- **GIVEN MATERIAL**:
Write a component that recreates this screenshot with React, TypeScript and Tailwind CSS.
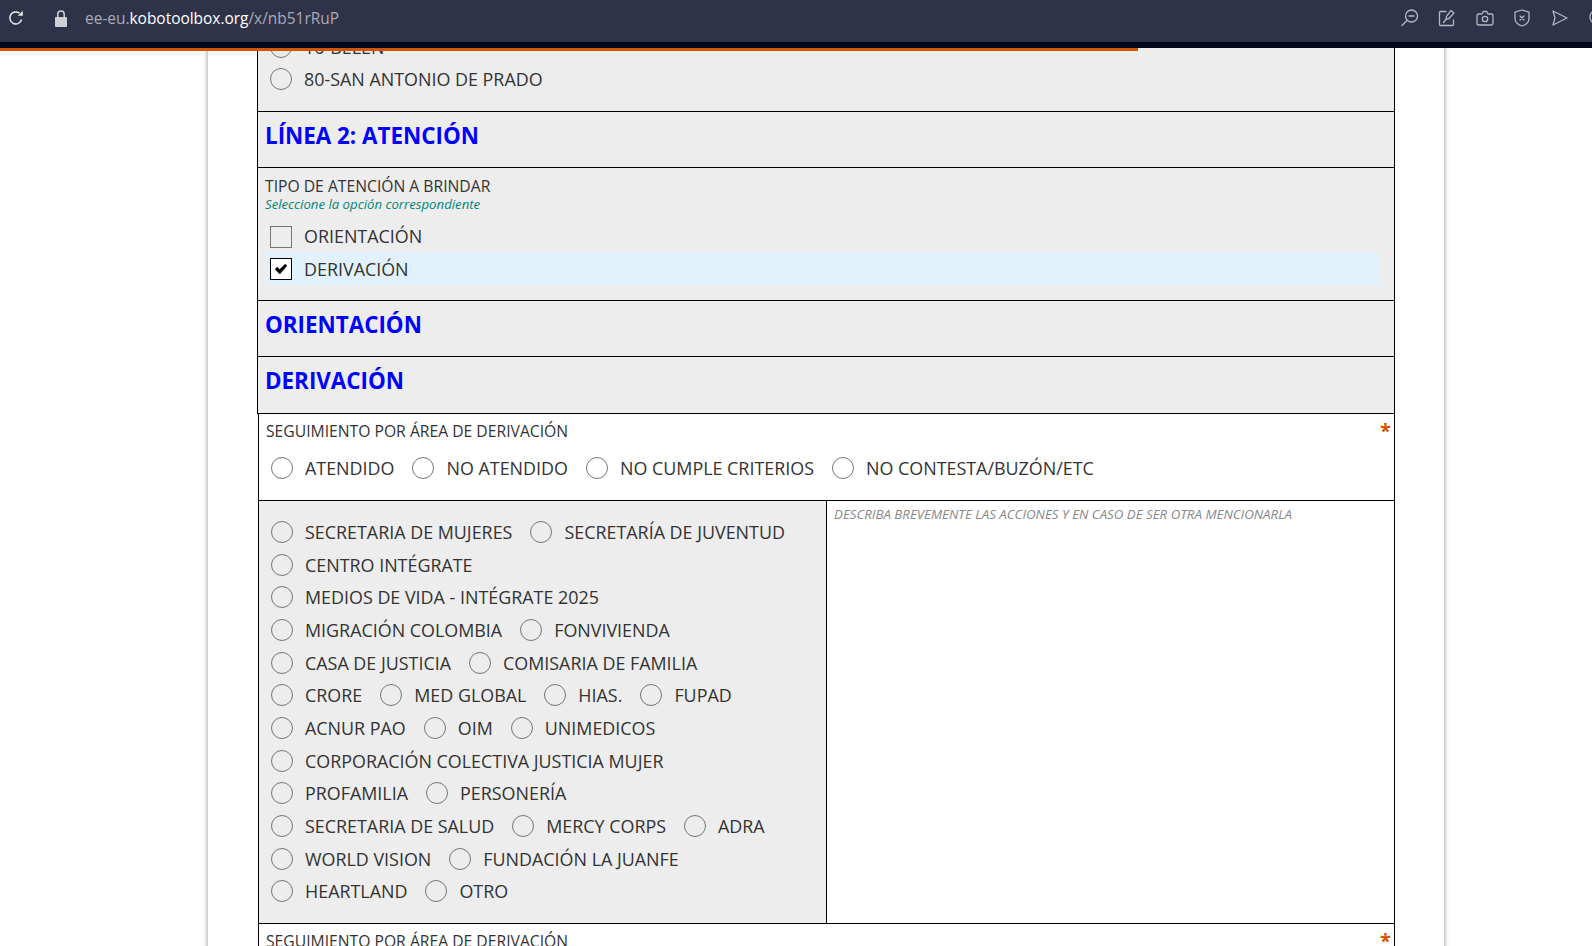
type TOption = { label: string };

const FONT = "font-['Open_Sans',sans-serif]";

const top_options = ['ATENDIDO', 'NO ATENDIDO', 'NO CUMPLE CRITERIOS', 'NO CONTESTA/BUZÓN/ETC'];

const area_rows: string[][] = [
  ['SECRETARIA DE MUJERES', 'SECRETARÍA DE JUVENTUD'],
  ['CENTRO INTÉGRATE'],
  ['MEDIOS DE VIDA - INTÉGRATE 2025'],
  ['MIGRACIÓN COLOMBIA', 'FONVIVIENDA'],
  ['CASA DE JUSTICIA', 'COMISARIA DE FAMILIA'],
  ['CRORE', 'MED GLOBAL', 'HIAS.', 'FUPAD'],
  ['ACNUR PAO', 'OIM', 'UNIMEDICOS'],
  ['CORPORACIÓN COLECTIVA JUSTICIA MUJER'],
  ['PROFAMILIA', 'PERSONERÍA'],
  ['SECRETARIA DE SALUD', 'MERCY CORPS', 'ADRA'],
  ['WORLD VISION', 'FUNDACIÓN LA JUANFE'],
  ['HEARTLAND', 'OTRO'],
];

const Radio = ({ label }: TOption) => (
  <label className="flex items-center pl-[5px] pr-[13px]">
    <span className="size-[22px] shrink-0 rounded-full border border-[#767676] bg-transparent" />
    <span className="ml-[12px] text-[17.9px] leading-[22px] text-[#333]">{label}</span>
  </label>
);

const Heading = ({ text, height }: { text: string; height: string }) => (
  <div className={`${height} border-x border-b border-black bg-[#ededed] pl-[7px] pt-[9px] text-[22.4px] leading-[30px] font-bold text-[#0000ff]`}>
    {text}
  </div>
);

const BrowserBar = () => (
  <div className="flex h-[42px] shrink-0 items-center bg-[#2f334a] pb-[6px]">
    <svg viewBox="0 0 16 16" className="ml-[8px] size-[16px] text-[#e8e8ea]" fill="none" stroke="currentColor" strokeWidth="1.5">
      <path d="M13.600 9.500A6 6 0 1 1 11.500 3.200" />
      <path d="M9.800 5.800h5V.8z" fill="currentColor" stroke="none" />
    </svg>
    <svg viewBox="0 0 12 17" className="ml-[31px] h-[17px] w-[12px] text-[#cfd0d6]" fill="currentColor">
      <rect x="0" y="7" width="12" height="10" rx="1" />
      <path d="M2.800 7.500V4.200a3.200 3.200 0 0 1 6.400 0v3.300" fill="none" stroke="currentColor" strokeWidth="1.500" />
    </svg>
    <div className="mt-[1px] ml-[18px] text-[15.45px] text-[#a9abb6]">
      ee-eu.<span className="font-medium text-white">kobotoolbox.org</span>/x/nb51rRuP
    </div>
    <div className="mr-[-14px] ml-auto flex items-center gap-[19.5px] text-[#b4b6c0]">
      <svg viewBox="0 0 18 18" className="size-[18px]" fill="none" stroke="currentColor" strokeWidth="1.300" strokeLinecap="round">
        <circle cx="10.500" cy="7" r="6" />
        <path d="M8 7h5M6 11.500l-5 5" />
      </svg>
      <svg viewBox="0 0 18 18" className="size-[18px]" fill="none" stroke="currentColor" strokeWidth="1.300" strokeLinecap="round" strokeLinejoin="round">
        <path d="M8 2.500H2.500a1 1 0 0 0-1 1v12a1 1 0 0 0 1 1h12a1 1 0 0 0 1-1V11" />
        <path d="M13 1.500l3 2.500-5 5.500-3 .8.500-3z" />
        <path d="M5.500 13.500l2.500-3" />
      </svg>
      <svg viewBox="0 0 18 18" className="size-[18px]" fill="none" stroke="currentColor" strokeWidth="1.300" strokeLinejoin="round">
        <path d="M2.500 5H6l1.200-2.500h3.600L12 5h3.500a1.500 1.500 0 0 1 1.500 1.500v8a1.500 1.500 0 0 1-1.500 1.500h-13A1.500 1.500 0 0 1 1 14.500v-8A1.500 1.500 0 0 1 2.500 5z" />
        <circle cx="9" cy="10" r="2.700" />
      </svg>
      <svg viewBox="0 0 18 18" className="size-[18px]" fill="none" stroke="currentColor" strokeWidth="1.300" strokeLinecap="round" strokeLinejoin="round">
        <path d="M9 1l7 2.200v6c0 3.800-3 6.500-7 7.800-4-1.300-7-4-7-7.800v-6z" />
        <path d="M7 7l4 4M11 7l-4 4" />
      </svg>
      <svg viewBox="0 0 18 18" className="size-[18px]" fill="none" stroke="currentColor" strokeWidth="1.300" strokeLinejoin="round">
        <path d="M2 2l14 7-14 7 2-7z" />
      </svg>
      <svg viewBox="0 0 18 18" className="size-[18px]" fill="none" stroke="currentColor" strokeWidth="1.300">
        <circle cx="9" cy="8" r="7" />
      </svg>
    </div>
  </div>
);

export default function App() {
  return (
    <div className={`relative flex h-[946px] w-[1592px] flex-col overflow-hidden bg-white ${FONT}`}>
      <BrowserBar />
      <div className="h-[6px] shrink-0 bg-[#05081a]" />
      <div className="absolute top-[48px] left-0 z-10 h-[3px] w-[1138px] bg-[#d35400]" />

      <main className="min-h-0 flex-1 overflow-hidden">
        <div className="ml-[208px] w-[1236px] bg-white px-[49px] shadow-[0_0_5px_rgba(0,0,0,0.45)]">
          {/* grupo anterior, cortado por el scroll */}
          <div className="-mt-[17px] h-[81px] border-x border-b border-black bg-[#ededed] pl-[12px]">
            <div className="flex h-[32px] items-center">
              <span className="size-[22px] rounded-full border border-[#767676]" />
              <span className="ml-[12px] text-[17.9px] text-[#333]">16-BELEN</span>
            </div>
            <div className="flex h-[32px] items-center">
              <span className="size-[22px] rounded-full border border-[#767676]" />
              <span className="ml-[12px] text-[17.9px] text-[#333]">80-SAN ANTONIO DE PRADO</span>
            </div>
          </div>

          <Heading text="LÍNEA 2: ATENCIÓN" height="h-[56px]" />

          <div className="h-[133px] border-x border-b border-black bg-[#ededed] pl-[7px] pr-[15px] pt-[8px]">
            <div className="text-[15.7px] leading-[20px] text-[#333]">TIPO DE ATENCIÓN A BRINDAR</div>
            <div className="text-[13.2px] leading-[16px] text-[#00857c] italic">Seleccione la opción correspondiente</div>
            <div className="mt-[8px] flex h-[33px] items-center pl-[5px]">
              <span className="size-[22px] border border-[#767676]" />
              <span className="ml-[12px] text-[17.9px] text-[#333]">ORIENTACIÓN</span>
            </div>
            <div className="flex h-[32px] items-center bg-[#e2f2fc] pl-[5px]">
              <span className="flex size-[22px] items-center justify-center border border-black bg-white">
                <svg viewBox="0 0 12 10" className="h-[10px] w-[12px]">
                  <path d="M0 5.200L2.200 3 4.600 5.400 10.200 0 12 1.800 4.800 10z" fill="#000" stroke="#000" strokeWidth="0.400" />
                </svg>
              </span>
              <span className="ml-[12px] text-[17.9px] text-[#333]">DERIVACIÓN</span>
            </div>
          </div>

          <Heading text="ORIENTACIÓN" height="h-[56px]" />
          <Heading text="DERIVACIÓN" height="h-[57px]" />

          <div className="relative ml-px h-[87px] border-x border-b border-black bg-white pl-[7px] pt-[7px]">
            <span className="absolute top-[2px] right-[3px] text-[20px] font-bold text-[#d35400]">*</span>
            <div className="text-[15.7px] leading-[20px] text-[#333]">SEGUIMIENTO POR ÁREA DE DERIVACIÓN</div>
            <div className="mt-[16px] flex">
              {top_options.map((option) => (
                <Radio key={option} label={option} />
              ))}
            </div>
          </div>

          <div className="ml-px flex h-[423px] border-x border-b border-black">
            <div className="w-[568px] shrink-0 border-r border-black bg-[#ededed] pl-[7px] pt-[14.7px]">
              {area_rows.map((row) => (
                <div key={row[0]} className="flex h-[32.67px] items-center">
                  {row.map((item) => (
                    <Radio key={item} label={item} />
                  ))}
                </div>
              ))}
            </div>
            <div className="flex-1 bg-white pl-[7px] pt-[5px] text-[13.3px] leading-[16px] text-[#888] italic">
              DESCRIBA BREVEMENTE LAS ACCIONES Y EN CASO DE SER OTRA MENCIONARLA
            </div>
          </div>

          <div className="relative ml-px h-[80px] border-x border-black bg-white pl-[7px] pt-[7px]">
            <span className="absolute top-[2px] right-[3px] text-[20px] font-bold text-[#d35400]">*</span>
            <div className="text-[15.7px] leading-[20px] text-[#333]">SEGUIMIENTO POR ÁREA DE DERIVACIÓN</div>
          </div>
        </div>
      </main>
    </div>
  );
}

- **GOAL**:
Please take the lines from the beginning of the data above through the line holding "const top_options = ['ATENDIDO', 'NO" and transcribe them exactly, without any pictures.

- **TASK OUTPUT**:
Write a component that recreates this screenshot with React, TypeScript and Tailwind CSS.
type TOption = { label: string };

const FONT = "font-['Open_Sans',sans-serif]";

const top_options = ['ATENDIDO', 'NO ATENDIDO', 'NO CUMPLE CRITERIOS', 'NO CONTESTA/BUZÓN/ETC'];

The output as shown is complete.